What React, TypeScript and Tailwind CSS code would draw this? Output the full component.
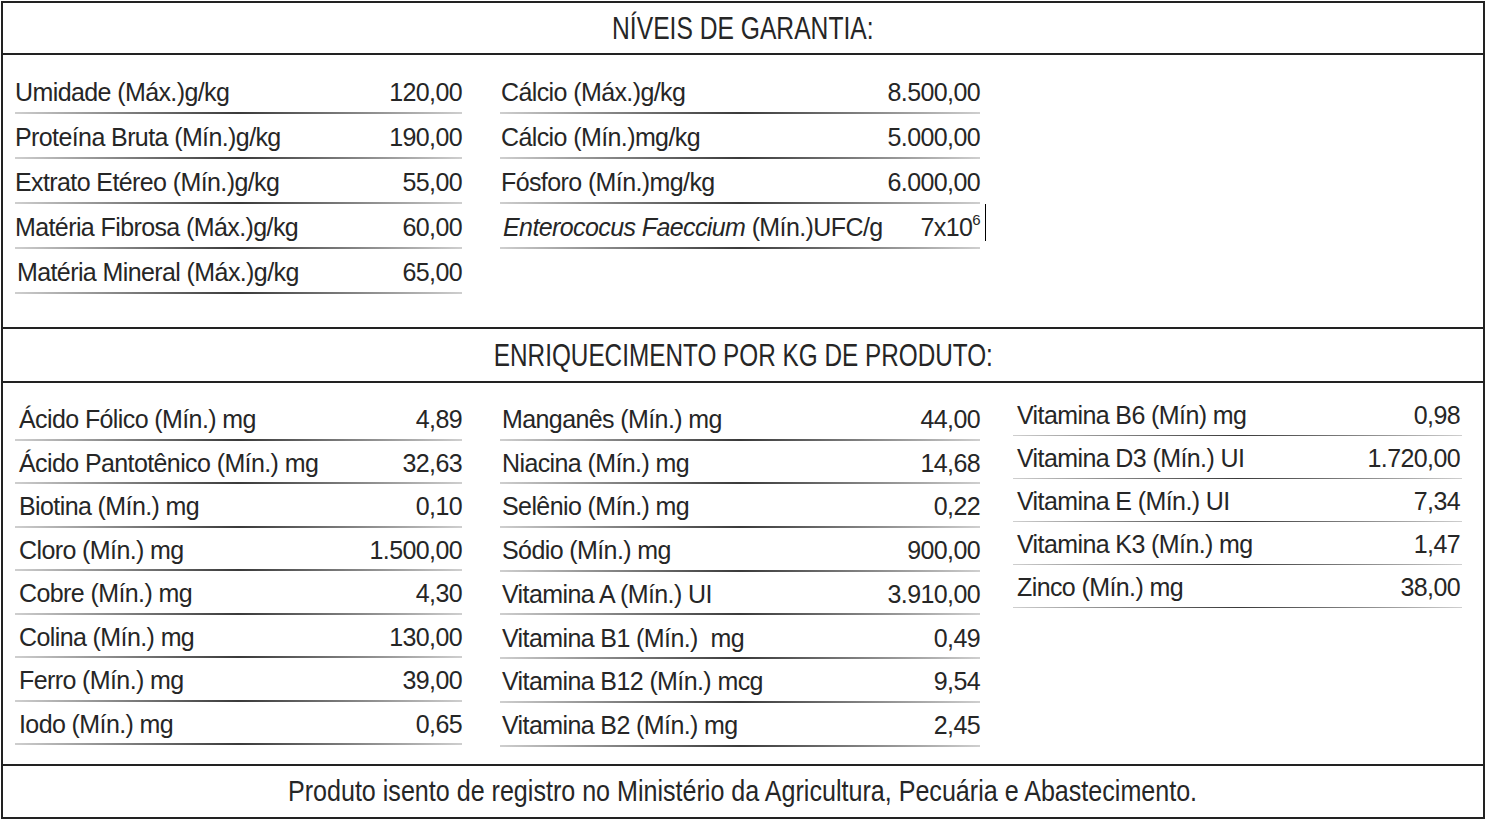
import React from "react";

type Item = { label: React.ReactNode; value: React.ReactNode; extra?: boolean; indent?: boolean };

const garantia1: Item[] = [
  { label: "Umidade (Máx.)g/kg", value: "120,00" },
  { label: "Proteína Bruta (Mín.)g/kg", value: "190,00" },
  { label: "Extrato Etéreo (Mín.)g/kg", value: "55,00" },
  { label: "Matéria Fibrosa (Máx.)g/kg", value: "60,00" },
  { label: "Matéria Mineral (Máx.)g/kg", value: "65,00", indent: true },
];

const garantia2: Item[] = [
  { label: "Cálcio (Máx.)g/kg", value: "8.500,00" },
  { label: "Cálcio (Mín.)mg/kg", value: "5.000,00" },
  { label: "Fósforo (Mín.)mg/kg", value: "6.000,00" },
  {
    label: (
      <>
        <i>Enterococus Faeccium</i> (Mín.)UFC/g
      </>
    ),
    value: (
      <>
        7x10<span className="relative -top-[11px] text-[15px]">6</span>
      </>
    ),
    extra: true,
    indent: true,
  },
];

const enr1: Item[] = [
  { label: "Ácido Fólico (Mín.) mg", value: "4,89" },
  { label: "Ácido Pantotênico (Mín.) mg", value: "32,63" },
  { label: "Biotina (Mín.) mg", value: "0,10" },
  { label: "Cloro (Mín.) mg", value: "1.500,00" },
  { label: "Cobre (Mín.) mg", value: "4,30" },
  { label: "Colina (Mín.) mg", value: "130,00" },
  { label: "Ferro (Mín.) mg", value: "39,00" },
  { label: "Iodo (Mín.) mg", value: "0,65" },
];

const enr2: Item[] = [
  { label: "Manganês (Mín.) mg", value: "44,00" },
  { label: "Niacina (Mín.) mg", value: "14,68" },
  { label: "Selênio (Mín.) mg", value: "0,22" },
  { label: "Sódio (Mín.) mg", value: "900,00" },
  { label: "Vitamina A (Mín.) UI", value: "3.910,00" },
  { label: "Vitamina B1 (Mín.)  mg", value: "0,49" },
  { label: "Vitamina B12 (Mín.) mcg", value: "9,54" },
  { label: "Vitamina B2 (Mín.) mg", value: "2,45" },
];

const enr3: Item[] = [
  { label: "Vitamina B6 (Mín) mg", value: "0,98" },
  { label: "Vitamina D3 (Mín.) UI", value: "1.720,00" },
  { label: "Vitamina E (Mín.) UI", value: "7,34" },
  { label: "Vitamina K3 (Mín.) mg", value: "1,47" },
  { label: "Zinco (Mín.) mg", value: "38,00" },
];

function Line() {
  return <div className="h-[2px] bg-linear-to-r from-[#cfcfcf] via-[#3a3a3a] to-[#cfcfcf]" />;
}

function Row({ item, h, pl, pr }: { item: Item; h: string; pl: string; pr: string }) {
  return (
    <div className={`relative flex flex-col ${h}`}>
      <div className={`flex flex-1 items-center justify-between pt-[4px] ${pl} ${pr}`}>
        <span className={`whitespace-pre ${item.indent ? "pl-[2px]" : ""}`}>{item.label}</span>
        <span className="whitespace-pre">{item.value}</span>
      </div>
      <Line />
      {item.extra && <div className="absolute right-[-6px] top-0 h-[37px] w-px bg-black" />}
    </div>
  );
}

export default function App() {
  return (
    <div className="h-[821px] w-[1486px] bg-white p-[1px] font-['Liberation_Sans',Arial,sans-serif] text-[#262626]">
      <div className="flex h-[818px] w-[1484px] flex-col border-2 border-[#222]">
        {/* Header 1 */}
        <div className="flex h-[52px] items-center justify-center border-b-2 border-[#222]">
          <span className="inline-block scale-x-[0.77] whitespace-nowrap text-[32px] leading-none">
            NÍVEIS DE GARANTIA:
          </span>
        </div>

        {/* Section 1 */}
        <div className="flex h-[274px] gap-[38px] border-b-2 border-[#222] pl-[12px] pt-[14px] text-[25px] tracking-[-0.6px]">
          <div className="w-[447px]">
            {garantia1.map((it, i) => (
              <Row key={i} item={it} h="h-[45px]" pl="pl-0" pr="pr-0" />
            ))}
          </div>
          <div className="w-[480px]">
            {garantia2.map((it, i) => (
              <Row key={i} item={it} h="h-[45px]" pl="pl-[1px]" pr="pr-0" />
            ))}
          </div>
        </div>

        {/* Header 2 */}
        <div className="flex h-[54px] items-center justify-center border-b-2 border-[#222]">
          <span className="inline-block scale-x-[0.76] whitespace-nowrap text-[32px] leading-none">
            ENRIQUECIMENTO POR KG DE PRODUTO:
          </span>
        </div>

        {/* Section 2 */}
        <div className="flex h-[383px] gap-[38px] border-b-2 border-[#222] pl-[12px] text-[25px] tracking-[-0.6px]">
          <div className="w-[447px] pt-[14px]">
            {enr1.map((it, i) => (
              <Row key={i} item={it} h="h-[43.5px]" pl="pl-[4px]" pr="pr-0" />
            ))}
          </div>
          <div className="w-[480px] pt-[14px]">
            {enr2.map((it, i) => (
              <Row key={i} item={it} h="h-[43.7px]" pl="pl-[2px]" pr="pr-0" />
            ))}
          </div>
          <div className="-ml-[5px] w-[449px] pt-[10px]">
            {enr3.map((it, i) => (
              <Row key={i} item={it} h="h-[43px]" pl="pl-[4px]" pr="pr-[2px]" />
            ))}
          </div>
        </div>

        {/* Footer */}
        <div className="flex flex-1 items-center justify-center">
          <span className="inline-block scale-x-[0.865] whitespace-nowrap text-[29px] leading-none">
            Produto isento de registro no Ministério da Agricultura, Pecuária e Abastecimento.
          </span>
        </div>
      </div>
    </div>
  );
}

■ **Given problem**
With all pictures left out, please transcribe exactly the lines from the start of the material through the line with "React.ReactNode; value: React.ReactNode;".

■ **Task output**
What React, TypeScript and Tailwind CSS code would draw this? Output the full component.
import React from "react";

type Item = { label: React.ReactNode; value: React.ReactNode; extra?: boolean; indent?: boolean };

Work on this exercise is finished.